South Korea Table of Contents
The new regime inherited an economy suffering from all the side effects of Park's export-oriented development program and policy of expanding heavy and chemical industries (see Economic Development , this ch.; Industrial Policies , ch. 3). The international economic environment of the early 1980s was extremely unfavorable, a situation that further restricted South Korea's exports. It was necessary, therefore, for the Chun regime to concentrate on stabilization and it devoted its first two years to controlling inflation while attempting to bring about economic recovery. Investment was redirected from the capitalintensive heavy and chemical industries towards labor-intensive light industries that produced consumer goods. Import restrictions were lifted.
The economy began to improve in 1983 because of stringent anti-inflationary measures and the upturn in the world economy. While South Korea had suffered a negative growth rate in 1980, it attained an 8.1 percent growth rate in 1983. Exports began increasing in mid-1983 and the economy began to gain strength.
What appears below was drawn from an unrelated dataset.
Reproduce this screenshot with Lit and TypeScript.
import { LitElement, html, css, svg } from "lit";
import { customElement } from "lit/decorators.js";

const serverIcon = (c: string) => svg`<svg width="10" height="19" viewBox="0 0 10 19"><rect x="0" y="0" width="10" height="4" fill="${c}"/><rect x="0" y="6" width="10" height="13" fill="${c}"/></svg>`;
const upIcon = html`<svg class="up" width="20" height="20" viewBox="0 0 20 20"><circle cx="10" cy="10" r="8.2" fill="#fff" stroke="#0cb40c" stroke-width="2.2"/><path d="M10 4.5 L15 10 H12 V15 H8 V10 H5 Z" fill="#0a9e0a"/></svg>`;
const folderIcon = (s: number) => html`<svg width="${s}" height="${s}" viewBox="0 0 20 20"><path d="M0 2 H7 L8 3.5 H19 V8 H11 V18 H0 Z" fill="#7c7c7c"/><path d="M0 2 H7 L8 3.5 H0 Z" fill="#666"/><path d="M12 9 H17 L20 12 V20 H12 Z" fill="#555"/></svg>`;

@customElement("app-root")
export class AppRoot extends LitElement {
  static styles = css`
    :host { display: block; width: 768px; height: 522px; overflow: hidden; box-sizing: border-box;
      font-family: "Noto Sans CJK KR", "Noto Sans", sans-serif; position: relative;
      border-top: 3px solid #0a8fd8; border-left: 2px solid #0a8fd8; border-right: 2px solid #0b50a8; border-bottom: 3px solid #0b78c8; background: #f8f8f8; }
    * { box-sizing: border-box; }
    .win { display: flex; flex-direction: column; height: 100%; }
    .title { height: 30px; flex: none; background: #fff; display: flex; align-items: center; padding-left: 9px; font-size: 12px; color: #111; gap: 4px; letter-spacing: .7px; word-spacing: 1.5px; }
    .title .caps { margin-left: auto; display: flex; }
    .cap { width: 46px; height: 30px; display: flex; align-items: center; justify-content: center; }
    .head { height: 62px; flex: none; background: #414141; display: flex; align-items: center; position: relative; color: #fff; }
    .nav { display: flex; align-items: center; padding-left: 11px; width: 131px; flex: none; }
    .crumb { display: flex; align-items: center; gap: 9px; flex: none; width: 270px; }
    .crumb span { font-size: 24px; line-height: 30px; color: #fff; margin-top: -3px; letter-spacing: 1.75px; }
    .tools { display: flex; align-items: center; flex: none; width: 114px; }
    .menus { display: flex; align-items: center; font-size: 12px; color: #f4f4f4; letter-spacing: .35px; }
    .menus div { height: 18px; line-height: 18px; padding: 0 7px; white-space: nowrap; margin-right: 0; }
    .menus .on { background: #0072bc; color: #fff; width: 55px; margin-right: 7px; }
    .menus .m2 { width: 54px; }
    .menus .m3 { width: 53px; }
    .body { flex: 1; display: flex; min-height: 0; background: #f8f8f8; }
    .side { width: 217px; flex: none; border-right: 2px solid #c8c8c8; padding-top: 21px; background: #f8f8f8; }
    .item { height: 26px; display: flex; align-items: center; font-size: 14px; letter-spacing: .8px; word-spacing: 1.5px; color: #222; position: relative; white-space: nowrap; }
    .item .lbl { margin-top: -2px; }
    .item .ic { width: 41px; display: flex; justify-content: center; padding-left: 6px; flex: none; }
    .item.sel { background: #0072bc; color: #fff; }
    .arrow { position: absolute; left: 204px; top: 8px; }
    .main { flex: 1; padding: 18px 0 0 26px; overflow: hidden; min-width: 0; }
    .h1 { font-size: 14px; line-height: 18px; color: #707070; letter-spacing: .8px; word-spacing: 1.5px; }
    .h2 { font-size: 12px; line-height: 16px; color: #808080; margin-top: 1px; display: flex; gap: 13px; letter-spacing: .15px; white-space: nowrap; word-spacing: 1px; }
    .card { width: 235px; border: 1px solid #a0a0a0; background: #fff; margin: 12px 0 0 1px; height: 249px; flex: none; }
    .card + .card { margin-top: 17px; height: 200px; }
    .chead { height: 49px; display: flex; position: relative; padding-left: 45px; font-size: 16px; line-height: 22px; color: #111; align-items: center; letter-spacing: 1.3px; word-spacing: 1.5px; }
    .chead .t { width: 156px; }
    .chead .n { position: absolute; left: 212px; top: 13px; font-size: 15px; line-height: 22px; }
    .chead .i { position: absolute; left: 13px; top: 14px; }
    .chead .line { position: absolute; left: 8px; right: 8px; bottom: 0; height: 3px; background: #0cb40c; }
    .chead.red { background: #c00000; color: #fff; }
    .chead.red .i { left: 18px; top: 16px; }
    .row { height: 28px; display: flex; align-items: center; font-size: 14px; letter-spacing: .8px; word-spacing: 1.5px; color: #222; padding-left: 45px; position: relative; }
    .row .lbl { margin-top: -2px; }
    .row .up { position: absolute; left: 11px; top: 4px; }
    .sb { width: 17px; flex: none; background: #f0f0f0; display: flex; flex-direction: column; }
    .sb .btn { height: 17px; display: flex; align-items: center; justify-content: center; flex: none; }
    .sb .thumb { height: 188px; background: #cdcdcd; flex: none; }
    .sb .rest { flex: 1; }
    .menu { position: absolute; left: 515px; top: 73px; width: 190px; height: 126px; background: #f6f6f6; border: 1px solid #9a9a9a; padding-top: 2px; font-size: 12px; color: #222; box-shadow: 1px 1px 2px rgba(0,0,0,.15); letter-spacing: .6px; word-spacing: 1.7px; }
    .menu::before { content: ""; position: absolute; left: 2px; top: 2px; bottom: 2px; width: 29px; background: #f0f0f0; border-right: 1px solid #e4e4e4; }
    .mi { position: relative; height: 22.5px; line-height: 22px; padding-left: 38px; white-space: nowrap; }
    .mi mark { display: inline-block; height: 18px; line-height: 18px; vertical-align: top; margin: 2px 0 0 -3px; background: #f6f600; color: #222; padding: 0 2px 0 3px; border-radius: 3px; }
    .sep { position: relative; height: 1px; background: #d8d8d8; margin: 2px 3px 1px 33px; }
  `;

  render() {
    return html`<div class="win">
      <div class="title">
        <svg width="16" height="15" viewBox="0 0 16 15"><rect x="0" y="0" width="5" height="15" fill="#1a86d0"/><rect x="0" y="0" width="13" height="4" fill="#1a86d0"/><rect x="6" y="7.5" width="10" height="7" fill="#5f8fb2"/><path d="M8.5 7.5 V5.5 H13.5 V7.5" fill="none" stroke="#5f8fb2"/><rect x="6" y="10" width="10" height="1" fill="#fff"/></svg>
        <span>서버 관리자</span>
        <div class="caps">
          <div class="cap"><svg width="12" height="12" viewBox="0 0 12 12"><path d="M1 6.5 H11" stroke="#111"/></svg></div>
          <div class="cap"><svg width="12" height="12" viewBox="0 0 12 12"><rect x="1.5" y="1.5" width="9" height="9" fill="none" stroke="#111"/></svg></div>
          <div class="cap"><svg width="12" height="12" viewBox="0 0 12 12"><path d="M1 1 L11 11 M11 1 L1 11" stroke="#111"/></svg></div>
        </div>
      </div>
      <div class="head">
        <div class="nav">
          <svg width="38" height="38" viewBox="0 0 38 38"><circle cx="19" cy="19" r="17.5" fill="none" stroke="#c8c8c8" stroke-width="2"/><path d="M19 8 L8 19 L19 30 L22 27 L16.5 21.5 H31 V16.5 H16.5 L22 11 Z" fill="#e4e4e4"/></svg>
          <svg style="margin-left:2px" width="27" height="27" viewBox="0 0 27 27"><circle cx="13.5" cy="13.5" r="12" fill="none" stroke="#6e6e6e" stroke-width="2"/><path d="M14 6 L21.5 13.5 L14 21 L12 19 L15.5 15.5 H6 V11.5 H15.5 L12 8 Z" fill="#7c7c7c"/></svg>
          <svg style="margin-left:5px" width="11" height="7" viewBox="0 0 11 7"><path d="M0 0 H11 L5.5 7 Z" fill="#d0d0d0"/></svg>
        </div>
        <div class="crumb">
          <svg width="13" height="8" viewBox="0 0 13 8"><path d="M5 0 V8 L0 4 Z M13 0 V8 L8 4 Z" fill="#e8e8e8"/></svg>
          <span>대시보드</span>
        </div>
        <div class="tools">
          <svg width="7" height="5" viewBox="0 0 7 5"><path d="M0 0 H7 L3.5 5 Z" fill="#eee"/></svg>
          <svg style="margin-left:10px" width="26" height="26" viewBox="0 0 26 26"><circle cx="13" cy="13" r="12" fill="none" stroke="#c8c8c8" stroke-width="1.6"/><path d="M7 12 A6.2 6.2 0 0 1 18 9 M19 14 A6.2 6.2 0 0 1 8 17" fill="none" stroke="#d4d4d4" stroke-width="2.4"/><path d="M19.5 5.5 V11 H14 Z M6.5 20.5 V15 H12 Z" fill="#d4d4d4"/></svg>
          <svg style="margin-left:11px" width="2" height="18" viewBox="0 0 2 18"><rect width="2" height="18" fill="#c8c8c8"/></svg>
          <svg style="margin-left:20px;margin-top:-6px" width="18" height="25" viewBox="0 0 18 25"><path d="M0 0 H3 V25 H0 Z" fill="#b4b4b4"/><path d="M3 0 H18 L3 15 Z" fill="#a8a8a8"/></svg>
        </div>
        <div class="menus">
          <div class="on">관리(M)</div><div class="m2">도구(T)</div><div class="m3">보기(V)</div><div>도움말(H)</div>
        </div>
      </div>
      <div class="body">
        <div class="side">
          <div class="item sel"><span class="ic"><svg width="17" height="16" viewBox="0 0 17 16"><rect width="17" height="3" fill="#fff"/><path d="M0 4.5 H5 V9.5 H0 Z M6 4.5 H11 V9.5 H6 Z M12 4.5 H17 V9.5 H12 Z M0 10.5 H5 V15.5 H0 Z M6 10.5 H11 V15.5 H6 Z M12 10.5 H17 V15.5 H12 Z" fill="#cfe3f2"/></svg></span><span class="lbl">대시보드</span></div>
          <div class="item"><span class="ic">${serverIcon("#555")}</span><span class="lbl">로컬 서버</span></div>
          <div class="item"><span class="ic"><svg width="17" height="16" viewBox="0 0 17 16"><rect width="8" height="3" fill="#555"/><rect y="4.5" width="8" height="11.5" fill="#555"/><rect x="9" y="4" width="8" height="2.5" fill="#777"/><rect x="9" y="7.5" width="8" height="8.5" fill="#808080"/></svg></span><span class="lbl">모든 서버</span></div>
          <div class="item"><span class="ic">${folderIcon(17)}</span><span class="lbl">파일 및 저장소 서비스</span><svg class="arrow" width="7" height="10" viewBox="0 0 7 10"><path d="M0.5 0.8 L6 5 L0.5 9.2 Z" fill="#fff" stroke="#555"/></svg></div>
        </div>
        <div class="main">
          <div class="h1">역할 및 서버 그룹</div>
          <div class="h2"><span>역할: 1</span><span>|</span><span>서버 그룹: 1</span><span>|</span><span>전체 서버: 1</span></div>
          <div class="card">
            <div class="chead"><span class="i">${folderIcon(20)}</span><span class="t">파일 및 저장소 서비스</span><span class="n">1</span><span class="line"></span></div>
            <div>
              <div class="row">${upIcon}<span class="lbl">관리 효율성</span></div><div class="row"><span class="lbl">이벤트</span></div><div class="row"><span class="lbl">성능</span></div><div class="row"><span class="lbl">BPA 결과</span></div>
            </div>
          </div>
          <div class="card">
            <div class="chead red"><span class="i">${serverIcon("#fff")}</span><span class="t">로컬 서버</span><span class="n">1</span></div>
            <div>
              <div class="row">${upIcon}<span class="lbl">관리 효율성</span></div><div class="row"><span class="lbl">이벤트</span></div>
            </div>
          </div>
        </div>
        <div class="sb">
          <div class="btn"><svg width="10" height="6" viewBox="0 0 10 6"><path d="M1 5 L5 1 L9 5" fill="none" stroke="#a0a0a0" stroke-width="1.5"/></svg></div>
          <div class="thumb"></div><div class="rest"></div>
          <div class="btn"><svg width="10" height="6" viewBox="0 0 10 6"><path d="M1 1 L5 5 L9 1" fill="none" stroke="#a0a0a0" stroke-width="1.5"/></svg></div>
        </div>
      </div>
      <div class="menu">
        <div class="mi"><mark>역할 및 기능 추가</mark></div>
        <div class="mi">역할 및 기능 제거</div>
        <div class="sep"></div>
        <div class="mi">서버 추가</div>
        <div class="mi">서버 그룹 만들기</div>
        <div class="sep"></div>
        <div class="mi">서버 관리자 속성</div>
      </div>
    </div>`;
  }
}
A good harvest in 1983 also helped. South Korea attained its 1983 export target of US$23.5 billion, a 7.6 percent increase from 1982.
In December 1983, Seoul unveiled its revised Fifth Five-Year Economic and Social Development Plan. The plan called for steady growth for the next three years, low inflation, and sharply reduced foreign borrowing. Exports were to rise by 15 percent a year, inflation was projected to be held at 1.8 percent, and per capita GNP was to rise to US$2,325 by 1986. The annual growth rate was planned to average 7.5 percent though the actual performance was higher. The real GNP growth rate was 7 percent in 1985, but for the next three years 12.9 percent, 12.8 percent, and 12.2 percent, respectively.